Diese Strategie versucht der Entwicklung einer rassistischen Jugendkultur und völkischer Mehrheiten Form und Ziele, Anleitung zum lokalen Handeln in Dörfern und Stadtteilen zu geben. Die Vernetzung von Läden und Betrieben in "nationaler Hand", die Besetzung und Schaffung von Treffpunkten und Kommunikationsstrukturen, die militante Dominanz in Gemeinden, Jugendclubs, Schulen, Discos und Schwimmbädern folgen meistens keinem Plan, werden aber unterstützt und gefördert. Die NPD und JN versucht mit dem sogenannten "Drei-Säulen-Konzept" (Kampf um die Straße, die Köpfe, die Parlamente) diese Strategie zusammen mit den "freien Kameradschaften" zu organisieren.

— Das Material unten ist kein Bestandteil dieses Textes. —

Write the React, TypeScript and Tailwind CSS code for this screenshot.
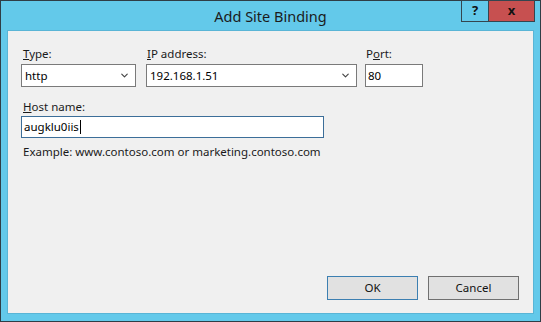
import { ChevronDown } from "lucide-react";

const font = { fontFamily: '"Noto Sans", "Open Sans", sans-serif' };

function Select({ value, width }: { value: string; width: string }) {
  return (
    <div
      className={`flex h-[23px] items-center justify-between border border-[#7a7a7a] bg-white pl-[3px] pr-[5px] text-black ${width}`}
    >
      <span>{value}</span>
      <ChevronDown className="h-[11px] w-[11px] text-[#444]" strokeWidth={2.5} />
    </div>
  );
}

function App() {
  return (
    <div
      className="flex h-[322px] w-[541px] flex-col border border-[#2f3d46] bg-[#63c9ea]"
      style={font}
    >
      <div className="relative h-[29px] shrink-0">
        <div className="pt-[5px] text-center text-[14.5px] text-[#1b1b1b]">Add Site Binding</div>
        <div className="absolute right-[5px] top-[-1px] flex h-[22px] border border-[#34454f]">
          <div className="flex w-[27px] items-center justify-center border-r border-[#34454f] text-[13px] font-bold text-[#111]">
            ?
          </div>
          <div className="flex w-[45px] items-center justify-center bg-[#c75050] text-[13px] font-bold text-[#111]">
            x
          </div>
        </div>
      </div>

      <div className="mx-[6px] mb-[7px] flex flex-1 flex-col border border-[#59b5d6] bg-[#f0f0f0] px-[13px] pb-[13px] pt-[14px] text-[11.5px] text-[#1a1a1a]">
        <div className="flex gap-[10px]">
          <div className="flex flex-col gap-[2px]">
            <span className="pl-[2px]">
              <u>T</u>ype:
            </span>
            <Select value="http" width="w-[115px]" />
          </div>
          <div className="flex flex-col gap-[2px]">
            <span className="pl-[1px]">
              <u>I</u>P address:
            </span>
            <Select value="192.168.1.51" width="w-[211px]" />
          </div>
          <div className="ml-[-2px] flex flex-col gap-[2px]">
            <span className="pl-[1px]">
              P<u>o</u>rt:
            </span>
            <div className="flex h-[23px] w-[58px] items-center border border-[#7a7a7a] bg-white pl-[2px] text-black">
              80
            </div>
          </div>
        </div>

        <div className="mt-[11px] flex flex-col">
          <span className="pl-[2px]">
            <u>H</u>ost name:
          </span>
          <div className="flex h-[22px] w-[303px] items-center border border-[#3c6e99] bg-white pl-[2px] text-black">
            augklu0iis
            <span className="ml-[1px] inline-block h-[14px] w-[1px] bg-black" />
          </div>
          <span className="mt-[5px] pl-[2px]">Example: www.contoso.com or marketing.contoso.com</span>
        </div>

        <div className="mt-auto flex justify-end gap-[10px] pr-[1px]">
          <button className="h-[24px] w-[91px] border border-[#3c7fb1] bg-[#e1e1e1] text-[11.5px] text-[#111]">
            OK
          </button>
          <button className="h-[24px] w-[91px] border border-[#707070] bg-[#e1e1e1] text-[11.5px] text-[#111]">
            Cancel
          </button>
        </div>
      </div>
    </div>
  );
}

export default App;
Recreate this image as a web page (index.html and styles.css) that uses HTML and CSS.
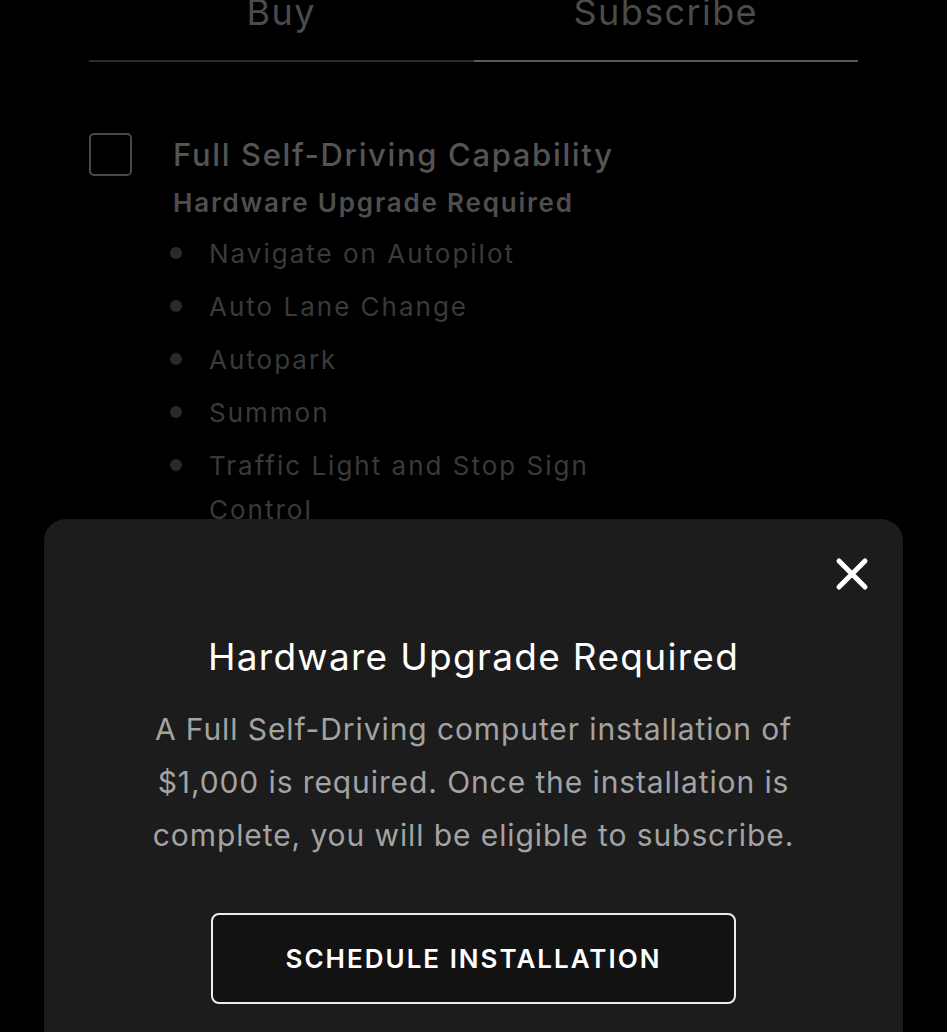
FILE: index.html
```html
<!DOCTYPE html>
<html lang="en">
<head>
  <meta charset="UTF-8">
  <meta name="viewport" content="width=device-width, initial-scale=1.0">
  <title>Full Self-Driving</title>
  <link rel="stylesheet" href="styles.css">
</head>
<body>

  <main class="page">
    <nav class="tabs">
      <span class="tab">Buy</span>
      <span class="tab active">Subscribe</span>
    </nav>

    <section class="feature">
      <span class="checkbox"></span>
      <div class="feature-body">
        <h2>Full Self-Driving Capability</h2>
        <h3>Hardware Upgrade Required</h3>
        <ul>
          <li>Navigate on Autopilot</li>
          <li>Auto Lane Change</li>
          <li>Autopark</li>
          <li>Summon</li>
          <li>Traffic Light and Stop Sign Control</li>
        </ul>
      </div>
    </section>
  </main>

  <aside class="sheet">
    <button class="close" aria-label="Close">
      <svg viewBox="0 0 34 34" width="34" height="34">
        <path d="M4 4 L30 30 M30 4 L4 30" stroke="#fff" stroke-width="5" stroke-linecap="round" fill="none"/>
      </svg>
    </button>
    <h1>Hardware Upgrade Required</h1>
    <p>A Full Self-Driving computer installation of $1,000 is required. Once the installation is complete, you will be eligible to subscribe.</p>
    <button class="schedule">SCHEDULE INSTALLATION</button>
  </aside>

</body>
</html>
```

FILE: styles.css
```css
body {
  font-family: Inter, "Noto Sans", sans-serif;
  margin: 0;
  background-color: #000;
  height: 100vh;
  overflow: hidden;
}
.page {
  padding: 0 89px;
}
.tabs {
  display: flex;
  margin-top: -8px;

  .tab {
    flex: 1;
    text-align: center;
    font-size: 36px;
    line-height: 40px;
    letter-spacing: 1.4px;
    color: #4b4b4b;
    padding-bottom: 28px;
    border-bottom: 2px solid #2c2c2c;
    &.active {
      border-color: #5a5a5a;
    }
  }
}

.feature {
  display: flex;
  gap: 41px;
  margin-top: 71px;

  .checkbox {
    flex: none;
    width: 39px;
    height: 39px;
    border: 2px solid #4a4a4a;
    border-radius: 5px;
  }
  .feature-body {
    padding-top: 4px;
    width: 460px;
  }
  h2 {
    margin: 0;
    font-size: 31px;
    line-height: 36px;
    font-weight: 500;
    color: #545454;
    letter-spacing: 1.65px;
    white-space: nowrap;
  }
  h3 {
    margin: 15px 0 0;
    font-size: 26px;
    line-height: 30px;
    font-weight: 600;
    color: #4e4e4e;
    letter-spacing: 1.8px;
  }
  ul {
    list-style: none;
    margin: 14px 0 0;
    padding: 0;
    display: flex;
    flex-direction: column;
    gap: 9px;
  }
  li {
    position: relative;
    padding-left: 36px;
    font-size: 26px;
    line-height: 44px;
    color: #3a3a3a;
    letter-spacing: 2px;
    &::before {
      content: '';
      position: absolute;
      left: -3px;
      top: 15px;
      width: 12px;
      height: 12px;
      border-radius: 50%;
      background-color: #2a2a2a;
    }
  }
}

.sheet {
  position: absolute;
  top: 519px;
  left: 44px;
  right: 44px;
  height: 600px;
  box-sizing: border-box;
  padding-top: 116px;
  background-color: #1c1c1c;
  border-radius: 22px;
  display: flex;
  flex-direction: column;
  align-items: center;
  text-align: center;

  .close {
    position: absolute;
    top: 38px;
    right: 34px;
    padding: 0;
    border: 0;
    background: none;
    display: flex;
  }
  h1 {
    margin: 0;
    font-size: 37px;
    line-height: 44px;
    font-weight: 400;
    letter-spacing: 1.3px;
    color: #fff;
  }
  p {
    margin: 24px 0 0;
    width: 660px;
    font-size: 30px;
    line-height: 53px;
    letter-spacing: 0.9px;
    color: #a3a3a3;
  }
  .schedule {
    margin-top: 51px;
    width: 525px;
    height: 91px;
    background-color: #121212;
    border: 2px solid #ececec;
    border-radius: 8px;
    color: #fff;
    font-family: inherit;
    font-size: 26px;
    font-weight: 600;
    letter-spacing: 2px;
  }
}
```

Anerkennung und Unterstützung durch die alten Nationalsozialisten

"Die eine Gruppe besteht aus europäischen Kameraden der Waffen-SS. Der vorderste trägt ein Schwert mit beiden Händen vor sich. Die zweite Gruppe: Junge Männer - ebenfalls aus verschiedenen europäischen Ländern. Totenstille. Nur die Musik. In kurzen und prägnanten Worten wird der Geist und die Tradition des europäischen Befreiungskampfes der Waffen-SS dargestellt. Dieser Kampf hat nie geendet und wird nie enden. Aus der Gruppe der Alten löst sich nun der Schwertträger - ebenso tritt ein Junger hervor: das Schwert wird übergeben. Hier tritt eine neue Generation in den Kampf." (1988)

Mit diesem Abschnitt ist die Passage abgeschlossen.